Missouri Mountain - Northwest Ridge from Missouri Gulch
Climbing mountains is dangerous! Please read the Mountaineering Safety Page and make sure you have a map+compass and can use them effectively. A GPS or cell phone can be very helpful with navigation but you should still be able to use a map+compass in case your device stops working.
(WINTER) HOLD ON! If you don't have much high-elevation, winter climbing experience, be careful in your planning and take a partner. Even the "easy" 14ers (Quandary, Sherman, Grays & Torreys) can be deadly in winter.
|Difficulty:|| Class 2 |
|Total Gain:||4,500 feet|
|RT Length:||10.50 miles|
|County Sheriff:||Chaffee: 719-539-2596
|National Forest:||San Isabel|
|Wilderness Area:||Collegiate Peaks|
From Leadville: Drive 20 miles south on U.S. 24 and turn right on the Chaffee County 390 road.
From Buena Vista: Drive 14.5 miles north on U.S. 24 and turn left on the Chaffee County 390 road.
On the 390 road, drive 7.5 miles to a sign for the Missouri Gulch trailhead. Turn left and drive down into the large parking area. There are restrooms here.
From the parking area, start down the Missouri Gulch Trail. Cross the bridge that spans Clear Creek and continue into the forest. Hike over 1/4 mile and then climb a bunch of switchbacks up through steep forest. Leave the switchbacks at 10,400' and continue south along Missouri Gulch. At 10,800', cross to the east side of Missouri Gulch by turning left. Hike south along the gulch for 1/3 mile until you reach the remnants of an old shack ( 38.98142° N, -106.37393° W). Leave the forest near 11,300' and the terrain soon levels out and with a view of Mt. Belford ahead - Photo #1. Missouri Mountain is partially visible from here.
Arrive at a trail junction ( 38.9743° N, -106.37322° W) near 11,600' - the Missouri Gulch Trail continues to the right and the Mt. Belford Trail turns up to the left. Stay right. Missouri is in view directly south - Photo #2. Follow the trail through willows and over a stream before turning left and climbing onto a small hill in the basin.
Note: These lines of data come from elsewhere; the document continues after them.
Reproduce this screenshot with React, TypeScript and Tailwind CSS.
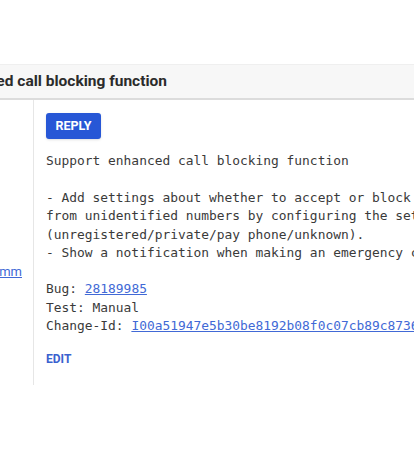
const mono = { fontFamily: '"DejaVu Sans Mono", "Liberation Mono", monospace' };

function CommitMessage() {
  return (
    <pre
      className="mt-[13px] whitespace-pre text-[12.9px] leading-[18.3px] text-[#3a3a3a] font-['DejaVu_Sans_Mono','Liberation_Mono',monospace]"
    >
      {"Support enhanced call blocking function\n\n"}
      {"- Add settings about whether to accept or block calls\n"}
      {"from unidentified numbers by configuring the settings\n"}
      {"(unregistered/private/pay phone/unknown).\n"}
      {"- Show a notification when making an emergency call.\n\n"}
      {"Bug: "}
      <a className="text-[#4169d6] underline">28189985</a>
      {"\nTest: Manual\nChange-Id: "}
      <a className="text-[#4169d6] underline">I00a51947e5b30be8192b08f0c07cb89c87365e2c</a>
    </pre>
  );
}

export default function App() {
  return (
    <div className="w-[414px] h-[449px] overflow-hidden bg-white font-['Roboto','Liberation_Sans',sans-serif]">
      <div className="h-[64px]" />
      <div className="h-[36px] flex items-center bg-[#f7f7f7] border-t border-[#efefef] border-b-2 border-b-[#dcdcdc] overflow-hidden">
        <h1 className="ml-[-114px] whitespace-nowrap text-[15.5px] font-bold text-[#2b2b2b]">
          Support enhanced call blocking function
        </h1>
      </div>
      <div className="flex">
        <div className="w-[34px] shrink-0 border-r border-[#e6e6e6] overflow-hidden flex flex-col">
          <div className="mt-[164px] flex justify-end pr-[11px]">
            <a className="whitespace-nowrap text-[13px] leading-[16px] text-[#4169d6] underline">mm</a>
          </div>
        </div>
        <div className="pl-[12px] pt-[13px] pb-[18px] min-w-0" style={mono}>
          <button className="w-[55px] h-[26px] rounded-[3px] bg-[#2757d6] text-white text-[12.5px] font-bold font-['Roboto','Liberation_Sans',sans-serif] shadow-sm">
            REPLY
          </button>
          <CommitMessage />
          <div className="mt-[16px] text-[12px] leading-[16px] font-bold text-[#3a62cf] font-['Roboto','Liberation_Sans',sans-serif]">
            EDIT
          </div>
        </div>
      </div>
    </div>
  );
}
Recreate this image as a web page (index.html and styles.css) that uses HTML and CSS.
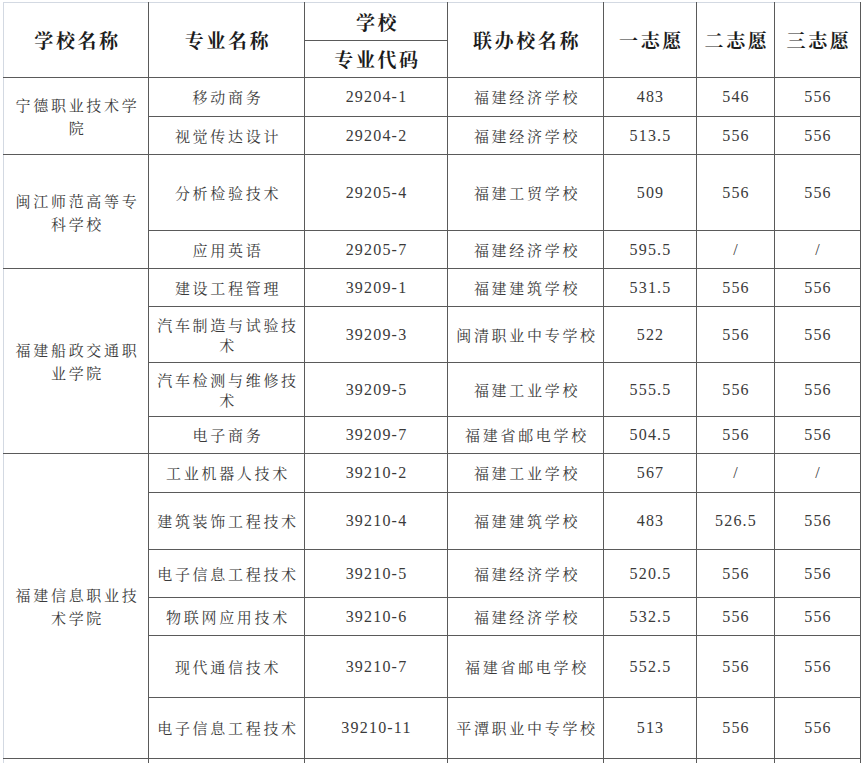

Continue south (Photo #3) to reach a another junction ( 38.95574° N, -106.37661° W) near 12,600'. The Elkhead Pass trail continues to the left and a new trail starts off to the right. Taken from Mt. Belford, Photo #5 shows a broad view of the remaining route. Turn right at the junction and zig zag west up an easy slope - Photo #6. Near 12,900' (Photo #7), the slope eases as the trail heads toward Point 13,784'. Hike northwest to the base of a talus slope and follow the trail left across the south side of Point 13,784' - Photo #8. Your goal is to hike to the saddle between Point 13,784' and Point 13,930' (the northwest end of Missouri's summit ridge). Continue west on the trail across the rough slope - Photo #9. Taken from Mt. Belford, Photo #10 shows the slope leading to the saddle. Hike out of the talus and across the slope where the trail finally turns right and ascends to the saddle ( 38.95481° N, -106.38624° W) - Photo #11.
From the 13,700-foot saddle, the summit is 3/4 mile to the southeast. Turn left and follow the trail up and around to the west side of the ridge - Photo #12. Continue to the west side of Point 13,930', onto the northwest end of the ridge (Photo #13), and then to the ridge where you can finally see the summit - Photo #14. Follow the trail along the ridge crest. More than half way across the ridge, the trail dodges some difficulties by dropping about 20' (brief, Difficult Class 2) on the right side of the ridge - Photo #15 and Photo #16. After the drop, follow the trail to the summit ( 38.947559° N, -106.378471° W) - Photo #17. Photo #18 looks back at the ridge from the top.
The Missouri Gulch parking lot can be packed on a summer weekend. IMPORTANT: This route enters the Collegiate Peaks Wilderness area. Wilderness areas have special regulations and restrictions for party size, dispersed camping, campfires, etc. Also, dog owners should read the wilderness information carefully because some wilderness areas prohibit dogs to be off-leash and/or limit how close dogs can be to lakes and streams. If you have questions about the Wilderness area, please contact a U.S. Forest Service office for the National Forest(s) listed above.